Güncelleme Tarihi:
İSVEÇ’TE SEÇİM VAR
İşte bugünlerde gözler İsveç’e çevirdi.
11 Eylül Pazar günü (bugün) İsveç’te genel seçimler yapılacak.
Sosyal Demokrat İşçi Partisi’nin (S) Genel Başkanı olan İsveç’in kadın Başbakanı Magdalena Andersson koltuğunu korumak için mücadele edecek.
2018 yılındaki genel seçimlerden yüzde 19.8’le Sosyal Demokratlar’ın ardından ‘en güçlü parti’ olarak çıkan muhafazakâr Ilımlı Birlik Partisi (M) lideri Ulf Kristersson, Magdalena Andersson’un yerine geçmek için her yolu deneyecek.
Ulf Kristersson’u Liberaller ile aşırı sağcı SD de desteklemektedir.
Ama son günlerde yapılan kamuoyu yoklamalarına bakıldığında, Magdalena Andersson’un Yeşiller’le oluşturduğu azınlık hükümetinin iktidarda olduğu İsveç’te, genel seçimlerden sonra yeni bir hükümet kurmanın hiç de kolay olmayacağı görülmektedir.
Çünkü bangır bangır “Biz de varız, geliyoruz” diyerek yollara düşen aşırı sağcı ‘İsveç Demokratları’nın (SD) pazar günü yapılacak seçimlerde yüzde 18 oy alması bekleniyor.
Sosyal Demokratlar’ın yüzde 29.5, M’nin yüzde 20 civarında.
Ama bazı kamuoyu yoklamalarına göre, aşırı sağcı SD’nin muhafazakâr M’yi ‘sağlayıp’ önüne bile geçeceğinden hareket edilmektedir.
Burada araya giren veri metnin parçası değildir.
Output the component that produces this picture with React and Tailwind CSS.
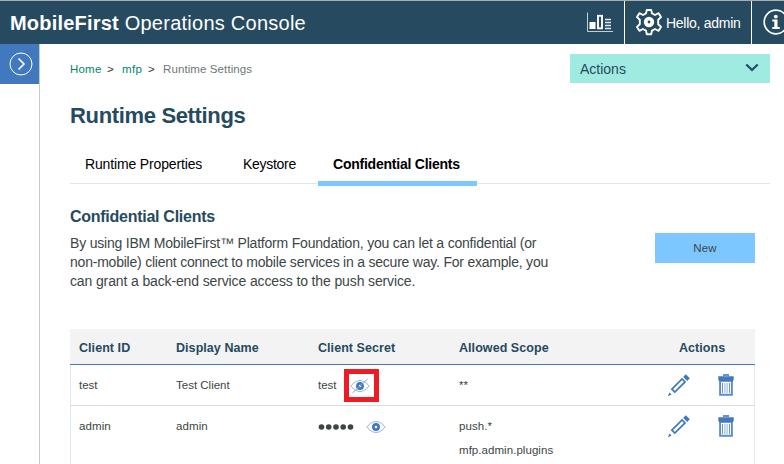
import React from "react";

function ChartIcon() {
  return (
    <svg width="28" height="22" viewBox="0 0 28 22" fill="none" stroke="#fff">
      <path d="M1.5 0.5V19.5H27" stroke="#c5d0d6" />
      <rect x="3.5" y="10" width="6" height="7" fill="#fff" stroke="none" />
      <rect x="12" y="3.8" width="4" height="12.5" strokeWidth="1.9" />
      <path d="M19 7.5h6M19 10.5h6M19 13.5h6M19 16.5h6" strokeWidth="1.5" stroke="#e3e8eb" />
    </svg>
  );
}

function GearIcon() {
  return (
    <svg width="27" height="28" viewBox="-13 -13 27 28" fill="none" stroke="#fff" strokeWidth="1.9" strokeLinejoin="round">
      <path d="M-2.2 -12H2.2L3 -8.6L6 -7L9.6 -8.8L12 -4.9L9.2 -2.2V2.2L12 4.9L9.6 8.8L6 7L3 8.6L2.2 12.2H-2.2L-3 8.6L-6 7L-9.6 8.8L-12 4.9L-9.2 2.2V-2.2L-12 -4.9L-9.6 -8.8L-6 -7L-3 -8.6Z" />
      <circle r="3.3" strokeWidth="3.8" />
    </svg>
  );
}

function InfoIcon() {
  return (
    <svg className="shrink-0" width="26" height="26" viewBox="0 0 26 26" fill="none">
      <circle cx="13" cy="13" r="11.8" stroke="#fff" strokeWidth="1.7" />
      <circle cx="12.8" cy="7.6" r="1.9" fill="#fff" />
      <path d="M9.3 10.6h5.2v7.4h2.2v1.9H9.3V18h2v-5.5h-2z" fill="#fff" />
    </svg>
  );
}

function EyeIcon({ crossed }) {
  return (
    <svg width="20" height="16" viewBox="0 0 20 16" fill="none">
      <path d="M0.8 8C4 4.2 6.8 2.6 10 2.6S16 4.2 19.2 8C16 11.8 13.2 13.4 10 13.4S4 11.8 0.8 8Z" stroke="#8fb0dc" />
      <circle cx="10" cy="8" r="2.6" stroke="#4178be" strokeWidth="2.7" />
      {crossed && <path d="M2.5 15L17.5 1" stroke="#7ba2d6" />}
    </svg>
  );
}

function PencilIcon() {
  return (
    <svg width="24" height="24" viewBox="0 0 24 24" fill="none">
      <path d="M4.9 16.2L15.1 6L18 8.9L7.8 19.1Z" stroke="#4178be" strokeWidth="1.7" />
      <path d="M16.2 4L18.8 1.2L22.8 5.2L20.2 8Z" fill="#4178be" />
      <path d="M0.8 23.2L2.4 19.4L4.6 21.6Z" fill="#4178be" />
    </svg>
  );
}

function TrashIcon() {
  return (
    <svg width="16" height="22" viewBox="0 0 16 22" fill="none">
      <rect x="5" y="0.2" width="6" height="1.6" fill="#4178be" />
      <path d="M0.3 2.2h15.4v3.4l-1 2.1H1.3l-1-2.1z" fill="#4178be" />
      <path d="M2.1 7v13.8h11.8V7" stroke="#5b8bcb" strokeWidth="1.9" />
      <path d="M4.5 9v10M11.5 9v10" stroke="#6a95cf" />
      <path d="M6.9 9v10M9.1 9v10" stroke="#a9c2e4" strokeWidth="1.3" />
    </svg>
  );
}

function Header() {
  return (
    <header className="flex h-11 shrink-0 border-t border-[#a9abac] bg-[#264a60] text-white">
      <h1 className="flex-1 pl-[10px] pt-px text-[20px] leading-[43px] whitespace-nowrap">
        <span className="font-bold tracking-[0.2px]">MobileFirst</span>
        <span className="tracking-[0.25px]"> Operations Console</span>
      </h1>
      <div className="flex w-[38px] pt-[11px]">
        <ChartIcon />
      </div>
      <div className="flex w-[127px] items-center border-l border-white pl-[11px]">
        <GearIcon />
        <span className="pl-[3px] pt-px text-[14px] tracking-[-0.27px] whitespace-nowrap">Hello, admin</span>
      </div>
      <div className="flex w-[33px] items-center overflow-hidden border-l border-white pb-px pl-[11px]">
        <InfoIcon />
      </div>
    </header>
  );
}

function Breadcrumb() {
  return (
    <nav className="flex pt-[5px] text-[11.5px] leading-[20px] whitespace-nowrap">
      <a className="w-[37px] tracking-[0.2px] text-[#008571]">Home</a>
      <span className="w-[15px] text-[#333]">&gt;</span>
      <a className="w-[26px] tracking-[0.4px] text-[#008571]">mfp</a>
      <span className="w-[15px] text-[#333]">&gt;</span>
      <span className="tracking-[0.1px] text-[#6d7777]">Runtime Settings</span>
    </nav>
  );
}

function Tabs() {
  return (
    <div className="flex h-[39px] text-[14px] leading-[34px] whitespace-nowrap text-black">
      <div className="mb-[2px] w-[158px] border-b border-[#dfe9e9] pl-[15px] tracking-[-0.15px]">Runtime Properties</div>
      <div className="mb-[2px] w-[90px] border-b border-[#dfe9e9] pl-[15px] tracking-[-0.28px]">Keystore</div>
      <div className="w-[159px] border-b-[5px] border-[#7cc7ff] pl-[15px] font-bold tracking-[-0.23px]">Confidential Clients</div>
      <div className="mb-[2px] flex-1 border-b border-[#dfe9e9]" />
    </div>
  );
}

const grid = "grid grid-cols-[97px_142px_141px_208px_1fr]";

function RowActions() {
  return (
    <div className="flex items-start pt-[8px]">
      <PencilIcon />
      <span className="ml-[27px] pt-[1px]">
        <TrashIcon />
      </span>
    </div>
  );
}

function ClientTable() {
  return (
    <div className="mr-[15px] text-[11.5px] text-[#3c4646]">
      <div className={grid + " h-9 border-b border-[#4178be] bg-[#f3f3f3] pl-[9px] text-[12.5px] leading-[38px] font-bold tracking-[0.06px] text-[#264a60]"}>
        <span>Client ID</span>
        <span>Display Name</span>
        <span>Client Secret</span>
        <span>Allowed Scope</span>
        <span className="pl-[12px]">Actions</span>
      </div>
      <div className={grid + " h-[41px] border-x border-b border-x-[#dfe9e9] border-b-[#d8dcdc] pl-[8px] leading-[40px]"}>
        <span>test</span>
        <span>Test Client</span>
        <span className="flex">
          <span className="w-[26px]">test</span>
          <span className="mt-[4px] flex h-[33px] w-[35px] items-center justify-center border-[5px] border-[#ed1c24] pr-[4px]">
            <EyeIcon crossed />
          </span>
        </span>
        <span>**</span>
        <RowActions />
      </div>
      <div className={grid + " h-[80px] border-x border-[#dfe9e9] pl-[8px] leading-[41px]"}>
        <span className="tracking-[0.1px]">admin</span>
        <span className="tracking-[0.1px]">admin</span>
        <span className="flex h-[41px] items-center">
          <svg width="37" height="8" viewBox="0 0 37 8" fill="#3c4646">
            <circle cx="3.5" cy="4" r="2.8" />
            <circle cx="10.7" cy="4" r="2.8" />
            <circle cx="18" cy="4" r="2.8" />
            <circle cx="25.2" cy="4" r="2.8" />
            <circle cx="32.5" cy="4" r="2.8" />
          </svg>
          <span className="ml-[11px]">
            <EyeIcon />
          </span>
        </span>
        <div className="pt-[8px] leading-[24px] tracking-[0.05px]">
          <div>push.*</div>
          <div>mfp.admin.plugins</div>
        </div>
        <RowActions />
      </div>
    </div>
  );
}

export default function App() {
  return (
    <div className="flex h-[464px] w-[784px] flex-col overflow-hidden bg-white font-['Liberation_Sans',Arial,sans-serif]">
      <Header />
      <div className="flex min-h-0 flex-1">
        <aside className="w-10 shrink-0 border-r border-[#c3cccc]">
          <button className="flex h-10 w-full items-center justify-center bg-[#4178be] pl-[2px]">
            <svg width="24" height="24" viewBox="0 0 24 24" fill="none" stroke="#fff">
              <circle cx="12" cy="12" r="11" />
              <path d="M9.5 6.5L15 12L9.5 17.5" strokeWidth="1.6" />
            </svg>
          </button>
        </aside>
        <main className="flex-1 pt-[10px] pr-[14px] pl-[30px]">
          <div className="flex h-[29px] justify-between">
            <Breadcrumb />
            <button className="flex h-[29px] w-[200px] items-center justify-between bg-[#a0ebe1] pt-px pr-[11px] pl-[10px] text-[14px] text-[#264a60]">
              Actions
              <svg className="mb-[3px]" width="14" height="9" viewBox="0 0 14 9" fill="none" stroke="#264a60" strokeWidth="2.2">
                <path d="M1.3 1.5L7 7L12.7 1.5" />
              </svg>
            </button>
          </div>
          <h2 className="mt-[18px] h-[30px] text-[22px] leading-[30px] font-bold tracking-[-0.34px] text-[#264a60]">Runtime Settings</h2>
          <div className="mt-[16px]">
            <Tabs />
          </div>
          <h3 className="mt-[20px] text-[16px] leading-[22px] font-bold tracking-[-0.27px] text-[#264a60]">Confidential Clients</h3>
          <div className="mt-[5px] flex h-[96px] justify-between pr-[15px]">
            <p className="pt-px text-[14px] leading-[19px] tracking-[-0.2px] whitespace-nowrap text-[#3c4646]">
              By using IBM MobileFirst™ Platform Foundation, you can let a confidential (or
              <br />
              <span className="tracking-[-0.22px]">
                non-mobile) client connect to mobile services in a secure way. For example, you
              </span>
              <br />
              <span className="tracking-[-0.13px]">can grant a back-end service access to the push service.</span>
            </p>
            <button className="h-[30px] w-[100px] bg-[#7cc7ff] pt-px text-[11.5px] tracking-[0.2px] text-[#3c4646]">New</button>
          </div>
          <ClientTable />
        </main>
      </div>
    </div>
  );
}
İsveç’te Sosyal Demokratlar da diğer partiler de aşırı sağcı ‘İsveç Demokratları’ ile kesinlikle iş birliği yapmak istemiyor.
Ancak Türkiye’nin eski Başbakanı ve Cumhurbaşkanı Süleyman Demirel’in “Dün dündür, bugün bugündür” söylemi de unutulmamalıdır.
Yani politikada seçim öncesi söylenenler ile seçim sonrası verilen kararlar hiç de bağdaşmayabilir.
Başka bir deyişle, “Evdeki hesap çarşıya uymayabilir”.
Yani İsveç Demokratları, seçimden ‘ikinci güçlü parti’ olarak çıkarsa, İsveç’teki çoğulcu demokrasiye, demokratik hukuk devletine beklenmedik ilk darbeyi vurabilir.
İTALYA’DAN DA PİS KOKULAR GELİYOR
25 Eylül’de de İtalya’da ‘erken genel seçim’ yapılacak.
İtalya’dan da ‘pis kokular’ geliyor.
Her ne kadar “Ben faşist değilim” dese de kapanan neo-faşist ‘Movimento Sociale Italiano’ (MSI-İtalyan Sosyal Hareketi) Partisi’nin İtalya’nın ulusal renkleri yeşil-beyaz-kırmızı renklerinden oluşan alev simgesini devralan aşırı sağcı ‘Fratelli d’Italia’nın (FdI-İtalya’nın Kardeşleri) lideri Giorgia Meloni de istifa eden İtalya Başbakanı Mario Draghi’den boşalan koltuğa göz dikti.
Hem de “Ben İtalya’nın ilk kadın başbakanı olmak istiyorum” diyerek.
45 yaşındaki Giorgia Meloni’ye yıllarca birlikte politika yaptığı ‘Lega’ (Lig Partisi) lideri Matteo Salvini ile 1994-2013 yılları arasında İtalya’da 4 kez başbakanlık koltuğuna oturan ve şu anda Avrupa Parlamentosu milletvekili olan İtalya’nın en büyük medya kuruluşunun patronu Silvio Berlusconi’nin kurucularından olduğu ‘Forza İtalia’ (Haydi İtalya) da destek vermektedir.
Giorgia Meloni, “Biz hazırız. Ben hazırım. İtalya’nın Kardeşleri hazır. Bana göre bugün ortanın sağı 25 Eylül’den sonra İtalya’yı yönetmeye tamamen hazır” diyerek ülkenin her yanını durmak, yorulmak bilmeden dolaşıp seçim kampanyası sürdürüyor.
Son dönemlerde yapılan kamuoyu yoklamaları aşırı sağcı Georgia Meloni’nin koşar adımlarla gelmekte olduğunu gösteriyor.
Tabii İsveç ve İtalya’daki bu gelişmeler Avrupa’nın, Avrupa Birliği’nin (AB) geleceği için tehlike çanlarının çalmaya başladığı yönünde ciddi sinyaller de vermektedir.